If you had to go to prison would you consider taking your own life?

they'd play hell catching me. I'm half a days drive from Mexico, and I'd not bother crossing at a bridge. My wife's from Mexico, so it wouldn't be like we'd be starting from scratch. I'd just have to do my best to fit in after joining up with the wife and kids in Michoacan at some later date.


One of the great myths today is you can simply flee to Mexico to avoid prosecution here in the US. Unfortunately it isn't true. Mexico doesn't want you and will go to great lengths to release you to the US. In the meantime you sit in a Mexican prison. Interesting place, a Mexican prison. Unless you have someone providing you with food, blankets etc., and most important, money you mostly rot there. If you speak Spanish and can hustle you might just get by but it is no place for a gringo.

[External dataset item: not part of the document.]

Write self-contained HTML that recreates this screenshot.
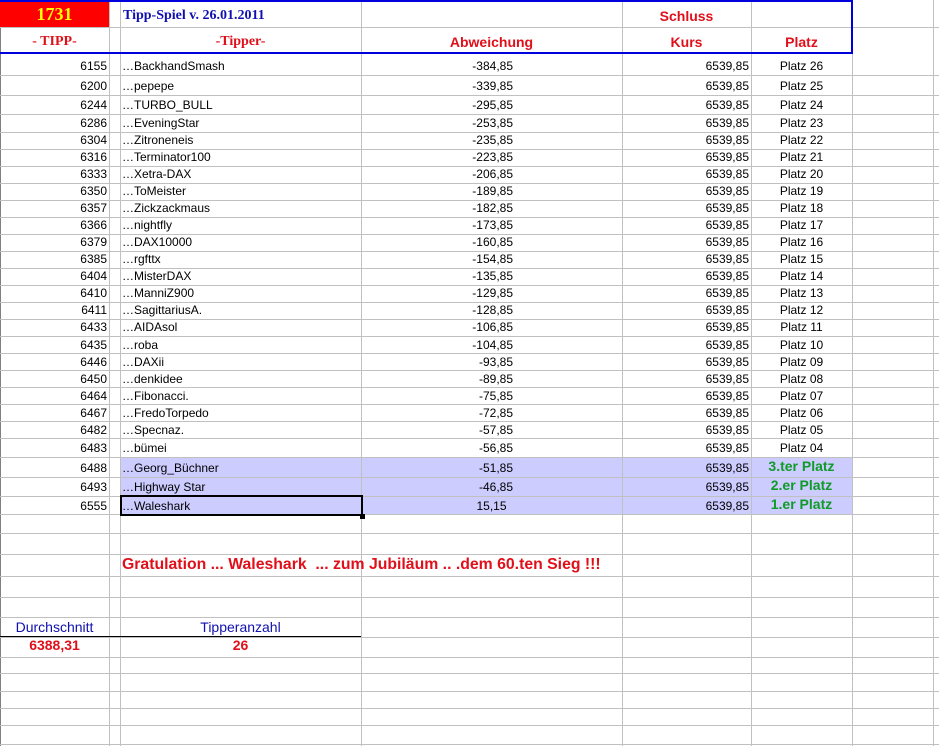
<!DOCTYPE html>
<html><head><meta charset="utf-8"><style>
*{margin:0;padding:0;box-sizing:border-box}
body{width:939px;height:746px;background:#fff;position:relative;overflow:hidden;font-family:"Liberation Sans",Arial,sans-serif;font-size:12px;color:#000}
.v{position:absolute;top:0;width:1px;height:746px;background:#c0c0c0}
.h{position:absolute;left:0;width:939px;height:1px;background:#c0c0c0}
.t{position:absolute;white-space:nowrap;line-height:14px}
.r{text-align:right}
.c{text-align:center}
.hl{position:absolute;left:120px;width:732px;background:#ccccff}
.red{color:#e0101a;font-weight:bold}
</style></head><body>
<div class="hl" style="top:457px;height:57px"></div>
<div style="position:absolute;left:0;top:0;width:109px;height:27px;background:#ff0000"></div>

<div class="v" style="left:0;background:#808080"></div>
<div class="v" style="left:109px"></div>
<div class="v" style="left:120px"></div>
<div class="v" style="left:361px"></div>
<div class="v" style="left:622px"></div>
<div class="v" style="left:751px"></div>
<div class="v" style="left:852px"></div>
<div class="v" style="left:933px"></div>

<div class="h" style="top:27px"></div>
<div class="h" style="top:75px"></div><div class="h" style="top:95px"></div><div class="h" style="top:114px"></div>
<div class="h" style="top:132px"></div><div class="h" style="top:149px"></div><div class="h" style="top:166px"></div>
<div class="h" style="top:183px"></div><div class="h" style="top:200px"></div><div class="h" style="top:217px"></div>
<div class="h" style="top:234px"></div><div class="h" style="top:251px"></div><div class="h" style="top:268px"></div>
<div class="h" style="top:285px"></div><div class="h" style="top:302px"></div><div class="h" style="top:319px"></div>
<div class="h" style="top:336px"></div><div class="h" style="top:353px"></div><div class="h" style="top:370px"></div>
<div class="h" style="top:387px"></div><div class="h" style="top:404px"></div><div class="h" style="top:421px"></div>
<div class="h" style="top:438px"></div><div class="h" style="top:457px"></div><div class="h" style="top:477px"></div>
<div class="h" style="top:496px"></div><div class="h" style="top:514px"></div><div class="h" style="top:533px"></div>
<div class="h" style="top:554px"></div><div class="h" style="top:576px"></div><div class="h" style="top:597px"></div>
<div class="h" style="top:617px"></div><div class="h" style="top:637px"></div><div class="h" style="top:657px"></div>
<div class="h" style="top:673px"></div><div class="h" style="top:691px"></div><div class="h" style="top:708px"></div>
<div class="h" style="top:725px"></div><div class="h" style="top:744px"></div>
<div style="position:absolute;left:0;top:636px;width:361px;height:1px;background:#000"></div>

<div style="position:absolute;left:0;top:0;width:853px;height:54px;border:2px solid #0000dd;border-left:none"></div>
<div style="position:absolute;left:0;top:0;width:109px;height:27px;background:#ff0000;border-top:2px solid #0000dd"></div>
<div class="t c" style="left:0;top:5px;width:109px;font-family:'Liberation Serif',serif;font-weight:bold;font-size:18px;line-height:18px;color:#ffff00">1731</div>
<div class="t" style="left:123px;top:9px;font-family:'Liberation Serif',serif;font-weight:bold;font-size:14px;color:#1010b0">Tipp-Spiel v. 26.01.2011</div>
<div class="t c red" style="left:622px;top:9px;width:129px;font-size:14px">Schluss</div>
<div class="t c" style="left:0;top:35px;width:109px;font-family:'Liberation Serif',serif;font-weight:bold;font-size:14px;color:#e0101a">- TIPP-</div>
<div class="t c" style="left:120px;top:35px;width:241px;font-family:'Liberation Serif',serif;font-weight:bold;font-size:14px;color:#e0101a">-Tipper-</div>
<div class="t c red" style="left:361px;top:35px;width:261px;font-size:14px">Abweichung</div>
<div class="t c red" style="left:622px;top:35px;width:129px;font-size:14px">Kurs</div>
<div class="t c red" style="left:751px;top:35px;width:101px;font-size:14px">Platz</div>

<div id="rows">
<div class="t r" style="left:0;top:59px;width:107px">6155</div><div class="t" style="left:122px;top:59px">…BackhandSmash</div><div class="t r" style="left:361px;top:59px;width:152px">-384,85</div><div class="t r" style="left:622px;top:59px;width:127px">6539,85</div><div class="t c" style="left:751px;top:59px;width:101px">Platz 26</div>
<div class="t r" style="left:0;top:79px;width:107px">6200</div><div class="t" style="left:122px;top:79px">…pepepe</div><div class="t r" style="left:361px;top:79px;width:152px">-339,85</div><div class="t r" style="left:622px;top:79px;width:127px">6539,85</div><div class="t c" style="left:751px;top:79px;width:101px">Platz 25</div>
<div class="t r" style="left:0;top:98px;width:107px">6244</div><div class="t" style="left:122px;top:98px">…TURBO_BULL</div><div class="t r" style="left:361px;top:98px;width:152px">-295,85</div><div class="t r" style="left:622px;top:98px;width:127px">6539,85</div><div class="t c" style="left:751px;top:98px;width:101px">Platz 24</div>
<div class="t r" style="left:0;top:116px;width:107px">6286</div><div class="t" style="left:122px;top:116px">…EveningStar</div><div class="t r" style="left:361px;top:116px;width:152px">-253,85</div><div class="t r" style="left:622px;top:116px;width:127px">6539,85</div><div class="t c" style="left:751px;top:116px;width:101px">Platz 23</div>
<div class="t r" style="left:0;top:133px;width:107px">6304</div><div class="t" style="left:122px;top:133px">…Zitroneneis</div><div class="t r" style="left:361px;top:133px;width:152px">-235,85</div><div class="t r" style="left:622px;top:133px;width:127px">6539,85</div><div class="t c" style="left:751px;top:133px;width:101px">Platz 22</div>
<div class="t r" style="left:0;top:150px;width:107px">6316</div><div class="t" style="left:122px;top:150px">…Terminator100</div><div class="t r" style="left:361px;top:150px;width:152px">-223,85</div><div class="t r" style="left:622px;top:150px;width:127px">6539,85</div><div class="t c" style="left:751px;top:150px;width:101px">Platz 21</div>
<div class="t r" style="left:0;top:167px;width:107px">6333</div><div class="t" style="left:122px;top:167px">…Xetra-DAX</div><div class="t r" style="left:361px;top:167px;width:152px">-206,85</div><div class="t r" style="left:622px;top:167px;width:127px">6539,85</div><div class="t c" style="left:751px;top:167px;width:101px">Platz 20</div>
<div class="t r" style="left:0;top:184px;width:107px">6350</div><div class="t" style="left:122px;top:184px">…ToMeister</div><div class="t r" style="left:361px;top:184px;width:152px">-189,85</div><div class="t r" style="left:622px;top:184px;width:127px">6539,85</div><div class="t c" style="left:751px;top:184px;width:101px">Platz 19</div>
<div class="t r" style="left:0;top:201px;width:107px">6357</div><div class="t" style="left:122px;top:201px">…Zickzackmaus</div><div class="t r" style="left:361px;top:201px;width:152px">-182,85</div><div class="t r" style="left:622px;top:201px;width:127px">6539,85</div><div class="t c" style="left:751px;top:201px;width:101px">Platz 18</div>
<div class="t r" style="left:0;top:218px;width:107px">6366</div><div class="t" style="left:122px;top:218px">…nightfly</div><div class="t r" style="left:361px;top:218px;width:152px">-173,85</div><div class="t r" style="left:622px;top:218px;width:127px">6539,85</div><div class="t c" style="left:751px;top:218px;width:101px">Platz 17</div>
<div class="t r" style="left:0;top:235px;width:107px">6379</div><div class="t" style="left:122px;top:235px">…DAX10000</div><div class="t r" style="left:361px;top:235px;width:152px">-160,85</div><div class="t r" style="left:622px;top:235px;width:127px">6539,85</div><div class="t c" style="left:751px;top:235px;width:101px">Platz 16</div>
<div class="t r" style="left:0;top:252px;width:107px">6385</div><div class="t" style="left:122px;top:252px">…rgfttx</div><div class="t r" style="left:361px;top:252px;width:152px">-154,85</div><div class="t r" style="left:622px;top:252px;width:127px">6539,85</div><div class="t c" style="left:751px;top:252px;width:101px">Platz 15</div>
<div class="t r" style="left:0;top:269px;width:107px">6404</div><div class="t" style="left:122px;top:269px">…MisterDAX</div><div class="t r" style="left:361px;top:269px;width:152px">-135,85</div><div class="t r" style="left:622px;top:269px;width:127px">6539,85</div><div class="t c" style="left:751px;top:269px;width:101px">Platz 14</div>
<div class="t r" style="left:0;top:286px;width:107px">6410</div><div class="t" style="left:122px;top:286px">…ManniZ900</div><div class="t r" style="left:361px;top:286px;width:152px">-129,85</div><div class="t r" style="left:622px;top:286px;width:127px">6539,85</div><div class="t c" style="left:751px;top:286px;width:101px">Platz 13</div>
<div class="t r" style="left:0;top:303px;width:107px">6411</div><div class="t" style="left:122px;top:303px">…SagittariusA.</div><div class="t r" style="left:361px;top:303px;width:152px">-128,85</div><div class="t r" style="left:622px;top:303px;width:127px">6539,85</div><div class="t c" style="left:751px;top:303px;width:101px">Platz 12</div>
<div class="t r" style="left:0;top:320px;width:107px">6433</div><div class="t" style="left:122px;top:320px">…AIDAsol</div><div class="t r" style="left:361px;top:320px;width:152px">-106,85</div><div class="t r" style="left:622px;top:320px;width:127px">6539,85</div><div class="t c" style="left:751px;top:320px;width:101px">Platz 11</div>
<div class="t r" style="left:0;top:338px;width:107px">6435</div><div class="t" style="left:122px;top:338px">…roba</div><div class="t r" style="left:361px;top:338px;width:152px">-104,85</div><div class="t r" style="left:622px;top:338px;width:127px">6539,85</div><div class="t c" style="left:751px;top:338px;width:101px">Platz 10</div>
<div class="t r" style="left:0;top:355px;width:107px">6446</div><div class="t" style="left:122px;top:355px">…DAXii</div><div class="t r" style="left:361px;top:355px;width:152px">-93,85</div><div class="t r" style="left:622px;top:355px;width:127px">6539,85</div><div class="t c" style="left:751px;top:355px;width:101px">Platz 09</div>
<div class="t r" style="left:0;top:372px;width:107px">6450</div><div class="t" style="left:122px;top:372px">…denkidee</div><div class="t r" style="left:361px;top:372px;width:152px">-89,85</div><div class="t r" style="left:622px;top:372px;width:127px">6539,85</div><div class="t c" style="left:751px;top:372px;width:101px">Platz 08</div>
<div class="t r" style="left:0;top:389px;width:107px">6464</div><div class="t" style="left:122px;top:389px">…Fibonacci.</div><div class="t r" style="left:361px;top:389px;width:152px">-75,85</div><div class="t r" style="left:622px;top:389px;width:127px">6539,85</div><div class="t c" style="left:751px;top:389px;width:101px">Platz 07</div>
<div class="t r" style="left:0;top:406px;width:107px">6467</div><div class="t" style="left:122px;top:406px">…FredoTorpedo</div><div class="t r" style="left:361px;top:406px;width:152px">-72,85</div><div class="t r" style="left:622px;top:406px;width:127px">6539,85</div><div class="t c" style="left:751px;top:406px;width:101px">Platz 06</div>
<div class="t r" style="left:0;top:423px;width:107px">6482</div><div class="t" style="left:122px;top:423px">…Specnaz.</div><div class="t r" style="left:361px;top:423px;width:152px">-57,85</div><div class="t r" style="left:622px;top:423px;width:127px">6539,85</div><div class="t c" style="left:751px;top:423px;width:101px">Platz 05</div>
<div class="t r" style="left:0;top:441px;width:107px">6483</div><div class="t" style="left:122px;top:441px">…bümei</div><div class="t r" style="left:361px;top:441px;width:152px">-56,85</div><div class="t r" style="left:622px;top:441px;width:127px">6539,85</div><div class="t c" style="left:751px;top:441px;width:101px">Platz 04</div>
<div class="t r" style="left:0;top:461px;width:107px">6488</div><div class="t" style="left:122px;top:461px">…Georg_Büchner</div><div class="t r" style="left:361px;top:461px;width:152px">-51,85</div><div class="t r" style="left:622px;top:461px;width:127px">6539,85</div><div class="t c" style="left:751px;top:459px;width:101px;color:#109a28;font-weight:bold;font-size:14px">3.ter Platz</div>
<div class="t r" style="left:0;top:480px;width:107px">6493</div><div class="t" style="left:122px;top:480px">…Highway Star</div><div class="t r" style="left:361px;top:480px;width:152px">-46,85</div><div class="t r" style="left:622px;top:480px;width:127px">6539,85</div><div class="t c" style="left:751px;top:478px;width:101px;color:#109a28;font-weight:bold;font-size:14px">2.er Platz</div>
<div class="t r" style="left:0;top:499px;width:107px">6555</div><div class="t" style="left:122px;top:499px">…Waleshark</div><div class="t c" style="left:361px;top:499px;width:261px">15,15</div><div class="t r" style="left:622px;top:499px;width:127px">6539,85</div><div class="t c" style="left:751px;top:497px;width:101px;color:#109a28;font-weight:bold;font-size:14px">1.er Platz</div>
</div>
<div style="position:absolute;left:120px;top:495px;width:243px;height:21px;border:2px solid #000"></div>
<div style="position:absolute;left:360px;top:514px;width:5px;height:5px;background:#000"></div>

<div class="t red" style="left:122px;top:557px;font-size:15.8px;line-height:16px">Gratulation ... Waleshark &nbsp;... zum Jubiläum .. .dem 60.ten Sieg !!!</div>
<div class="t c" style="left:0;top:620px;width:109px;color:#1010b0;font-size:14px">Durchschnitt</div>
<div class="t c" style="left:120px;top:620px;width:241px;color:#1010b0;font-size:14px">Tipperanzahl</div>
<div class="t c red" style="left:0;top:638px;width:109px;font-size:14px">6388,31</div>
<div class="t c red" style="left:120px;top:638px;width:241px;font-size:14px">26</div>
</body></html>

I wish the US would work as hard at returning Mexican criminals as Mexico does at returning ours. The one exception is if you are facing the death penalty which Mexico does not have or endorse. In that case you stay in a Mexican prison...and rot there. While Mexican laws have only recently begun to change from the old Napoleonic system of you are guilty until proven innocent, and improvements in the accused rights are on the horizon, these changes are coming very slowly. Even more slowly for gringos.

About 10 years ago while on a delivery from Cabo to the San Diego the owner of the boat lost his best friend overboard in a remote, isolated anchorage, known for drug smuggling. No witnesses and no trace of the body was ever found despite a massive air/sea/shore search. His family, multimillionaires with lots of political juice, said it was murder in the first. Despite not even being on the boat at the time my crew and I were treated as suspects. We spent thirteen days chained to the dock in Cabo while every cop in the pueblo and the DA himself crawled all over the boat at will, at all hours. After a couple of Senators/Congressmen, the FBI and the US Consulate got involved the Mexican authorities released the boat to me, (and believe me they were NOT happy about it!). My buddy and I bashed up the Baja over the next ten days - think the not so perfect storm for 6 of them. We arrived in San Diego to be greeted by US Customs, complete with drug sniffing dog, USCG Special investigations Team along with the FBI.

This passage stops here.